6.2. Optimal information property of $(p,\eta)$-mixture density

Theorem 6.2. Let f, f 0 and f 1 be three density functions. Then, the solution to the optimization problem

(6.1)\begin{eqnarray} \min_{{f}} \chi_{\alpha}^2({f}_0:{f}) \ \ \text{subject to}\ \chi_{\alpha}^2({f}_1:{f})=\eta, \ \int {f}(x) {\rm d}x =1 \end{eqnarray}

is the $(p,\eta)$-mixture density with $\eta=\alpha$ and mixing parameter $p=\frac{1}{1+\lambda_0}$, and $\lambda_0 \gt 0$ is the Lagrangian multiplier.

Proof. We use the Lagrangian multiplier technique for finding the solution of the optimization problem in Eq. (6.1). Thus, we have

\begin{eqnarray*} L({f},\lambda_0, \lambda_1)=\frac{1+\alpha}{2}\int \frac{({f}(x)-{f}_0(x))^{2}}{{f}_{0}^{1-\alpha}(x)}{\rm d}x+\frac{1+\alpha}{2}\lambda_0 \int \frac{({f}(x)-{f}_1(x))^{2}}{{f}_{1}^{1-\alpha}(x)}{\rm d}x+\lambda_1 \int{f}(x){\rm d}x. \end{eqnarray*}

Now, differentiating with respect to f, we obtain

(6.2)\begin{eqnarray} \frac{\partial}{\partial{f}} L({f},\lambda_0, \lambda_1)=(1+\alpha)\frac{{f}(x)-{f}_0(x)}{{f}_{0}^{1-\alpha}(x)}+(1+\alpha)\lambda_0\frac{{f}(x)-{f}_1(x)}{{f}_{1}^{1-\alpha}(x)}+\lambda_1. \end{eqnarray}

Setting Eq. (6.2) to zero, we get the optimal density function to be

\begin{eqnarray*} f(x)= \frac{pf_{0}^{\alpha}(x)+(1-p)f_{1}^{\alpha}(x)}{pf_{0}^{\alpha-1}(x)+(1-p)f_{1}^{\alpha-1}(x)}\left(\int \frac{pf_{0}^{\alpha}(x)+(1-p)f_{1}^{\alpha}(x)}{pf_{0}^{\alpha-1}(x)+(1-p)f_{1}^{\alpha-1}(x)}{\rm d}x\right)^{-1}, \end{eqnarray*}

where $p=\frac{1}{1+\lambda_0}$, as required.

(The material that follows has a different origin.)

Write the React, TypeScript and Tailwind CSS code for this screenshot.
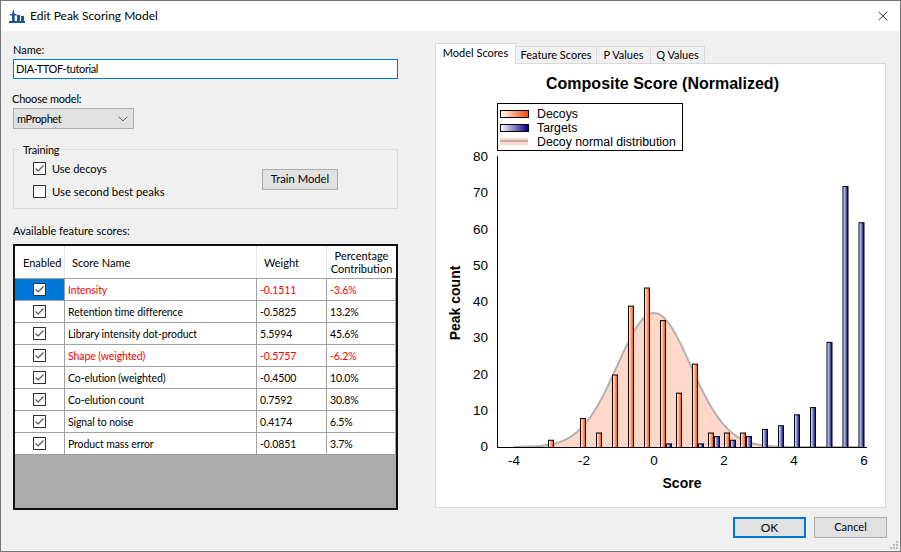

Theorem 6.3. Let f, f 0 and f 1 be three density functions. Then, the solution to the optimization problem,

(6.3)\begin{eqnarray} \min_{{f}} \{w \chi_{\alpha}^2({f}_0:{f})+(1-w)\chi_{\alpha}^2({f}_1:{f})\} \quad \text{subject to} \ \int{f}(x) {\rm d}x =1, \quad 0\leq w \leq 1 , \end{eqnarray}

is the $(p,\eta)$-mixture density with mixing parameter p = w.

Proof. Making use of the Lagrangian multiplier technique in the same way as in Theorem 6.1, the required result is obtained.

Theorem 6.4. Let f, f 0 and f 1 be three density functions and $T_\alpha(X)=\frac{{f}(X)}{{f}_{1}^{1-\alpha}(X)}$. Then, the solution to the optimization problem,

(6.4)\begin{eqnarray} \min_{{f}} \chi_{\alpha}^2({f}_0:{f}) \quad \text{subject to}\ E_{f}(T_\alpha(X))=\eta, \quad \int{f}(x) {\rm d}x =1, \end{eqnarray}

is the $(p,\eta)$-mixture density with mixing parameter $p=\frac{1}{1+\lambda_0}$ and $\lambda_0 \gt 0$ is the Lagrangian multiplier.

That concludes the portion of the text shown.